Industry observers weigh in on the outlook of Singapore’s different real estate sectors following Covid-19
Retail sector: Paradigm shift
“Retail sales for the past 12 months have been in the red, and every retailer and landlord is grappling with e-commerce and possibly consumerism fatigue. Covid-19 is the gastric flu that will force the industry to purge any mall that doesn’t cut it,” opines Desmond Sim, head of research for South-east Asia at CBRE Singapore.
Alan Cheong, executive director for Research and Consultancy at Savills Singapore, posits that this is an opportune time to restructure on many fronts. “Presently, the majority of landlords collect a high base rent and a Gross Turnover (GTO) rent, whichever is higher. The restructuring would entail more emphasis on GTO terms – so that the landlord has more skin in the game… Our retail space isn’t oversupplied yet, but landlords need to work hand-in-hand with retailers. The horse is dead, better start walking!” he cautions.

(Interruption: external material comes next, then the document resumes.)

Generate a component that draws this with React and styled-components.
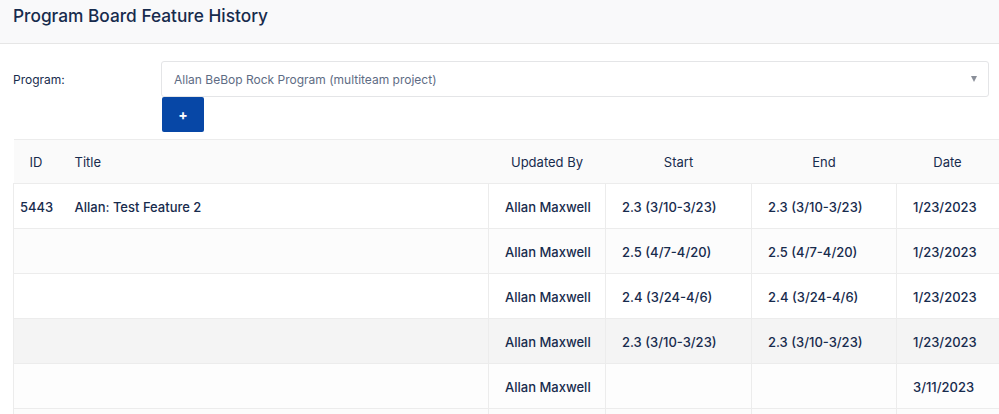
import React from "react";
import styled, { createGlobalStyle } from "styled-components";

const GlobalStyle = createGlobalStyle`
  body {
    margin: 0;
    background: #ffffff;
    font-family: Inter, "Noto Sans", "Liberation Sans", sans-serif;
    color: #172b4d;
  }
`;

const Page = styled.div`
  width: 999px;
  height: 414px;
  overflow: hidden;
`;

const TopBar = styled.header`
  height: 44px;
  background: #f9f9fa;
  border-bottom: 1px solid #e6e6e6;
  padding: 3px 13px 0;
  box-sizing: border-box;
  h1 {
    margin: 0;
    font-size: 17.3px;
    line-height: 26px;
    font-weight: 500;
    color: #172b4d;
  }
`;

const Form = styled.div`
  padding: 17px 10px 0 13px;
`;

const FieldRow = styled.div`
  display: flex;
  align-items: center;
`;

const Label = styled.label`
  width: 148px;
  font-size: 12px;
  color: #172b4d;
`;

const Select = styled.div`
  flex: 1;
  height: 36px;
  box-sizing: border-box;
  border: 1px solid #e4e5e7;
  border-radius: 3px;
  display: flex;
  align-items: center;
  justify-content: space-between;
  padding: 0 11px 0 12px;
  font-size: 12px;
  color: #5e6c84;
`;

const Caret = styled.span`
  width: 0;
  height: 0;
  border-left: 3.5px solid transparent;
  border-right: 3.5px solid transparent;
  border-top: 6px solid #8a8f99;
`;

const AddButton = styled.button`
  margin: 0 0 0 149px;
  width: 42px;
  height: 35px;
  border: none;
  border-radius: 2px;
  background: #0747a6;
  color: #fff;
  font-family: inherit;
  font-size: 14px;
  font-weight: 700;
  padding: 0;
  display: block;
`;

const Table = styled.table`
  margin: 7px 0 0 13px;
  width: 985px;
  border-collapse: collapse;
  table-layout: fixed;
  font-size: 13px;
`;

const HeadRow = styled.tr`
  height: 44px;
  background: #fafafa;
  border-top: 1px solid #ececec;
  border-bottom: 1px solid #ececec;
`;

const Th = styled.th`
  font-weight: 400;
  text-align: ${(p) => p.$align || "center"};
  padding: 0 ${(p) => (p.$align === "left" ? "16px" : "0")};
  color: #172b4d;
`;

const Row = styled.tr`
  height: 45px;
  background: ${(p) => p.$bg};
  border-bottom: 1px solid #ececec;
`;

const Td = styled.td`
  font-weight: 500;
  padding: 1px 0 0 ${(p) => p.$pad || 16}px;
  border-left: ${(p) => (p.$line ? "1px solid #ececec" : "none")};
  white-space: nowrap;
  color: #172b4d;
`;

const rows = [
  { id: "5443", title: "Allan: Test Feature 2", by: "Allan Maxwell", start: "2.3 (3/10-3/23)", end: "2.3 (3/10-3/23)", date: "1/23/2023", bg: "#ffffff" },
  { id: "", title: "", by: "Allan Maxwell", start: "2.5 (4/7-4/20)", end: "2.5 (4/7-4/20)", date: "1/23/2023", bg: "#fcfcfc" },
  { id: "", title: "", by: "Allan Maxwell", start: "2.4 (3/24-4/6)", end: "2.4 (3/24-4/6)", date: "1/23/2023", bg: "#ffffff" },
  { id: "", title: "", by: "Allan Maxwell", start: "2.3 (3/10-3/23)", end: "2.3 (3/10-3/23)", date: "1/23/2023", bg: "#f4f4f4" },
  { id: "", title: "", by: "Allan Maxwell", start: "", end: "", date: "3/11/2023", bg: "#fdfdfd" },
  { id: "", title: "", by: "", start: "", end: "", date: "", bg: "#fcfcfc" },
];

export default function App() {
  return (
    <Page>
      <GlobalStyle />
      <TopBar>
        <h1>Program Board Feature History</h1>
      </TopBar>
      <Form>
        <FieldRow>
          <Label>Program:</Label>
          <Select>
            <span>Allan BeBop Rock Program (multiteam project)</span>
            <Caret />
          </Select>
        </FieldRow>
        <AddButton>+</AddButton>
      </Form>
      <Table>
        <colgroup>
          <col style={{ width: 45 }} />
          <col style={{ width: 430 }} />
          <col style={{ width: 117 }} />
          <col style={{ width: 146 }} />
          <col style={{ width: 145 }} />
          <col style={{ width: 102 }} />
        </colgroup>
        <thead>
          <HeadRow>
            <Th>ID</Th>
            <Th $align="left">Title</Th>
            <Th>Updated By</Th>
            <Th>Start</Th>
            <Th>End</Th>
            <Th>Date</Th>
          </HeadRow>
        </thead>
        <tbody>
          {rows.map((r, i) => (
            <Row key={i} $bg={r.bg}>
              <Td $pad={6} $line>{r.id}</Td>
              <Td>{r.title}</Td>
              <Td $line>{r.by}</Td>
              <Td $line>{r.start}</Td>
              <Td $line>{r.end}</Td>
              <Td $line>{r.date}</Td>
            </Row>
          ))}
        </tbody>
      </Table>
    </Page>
  );
}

Sim highlights other means of collaboration: “Landlords and retailers have to work together to exploit omni-channelling technology. At present, mall apps are at best a glorified directory. But what if users get a discount on a product they purchase through the app, but collect from the shop? This…also allows the landlords to track sales. Such technology exists yet is not widely implemented. The pandemic will push the industry to think strategically – and act on it.”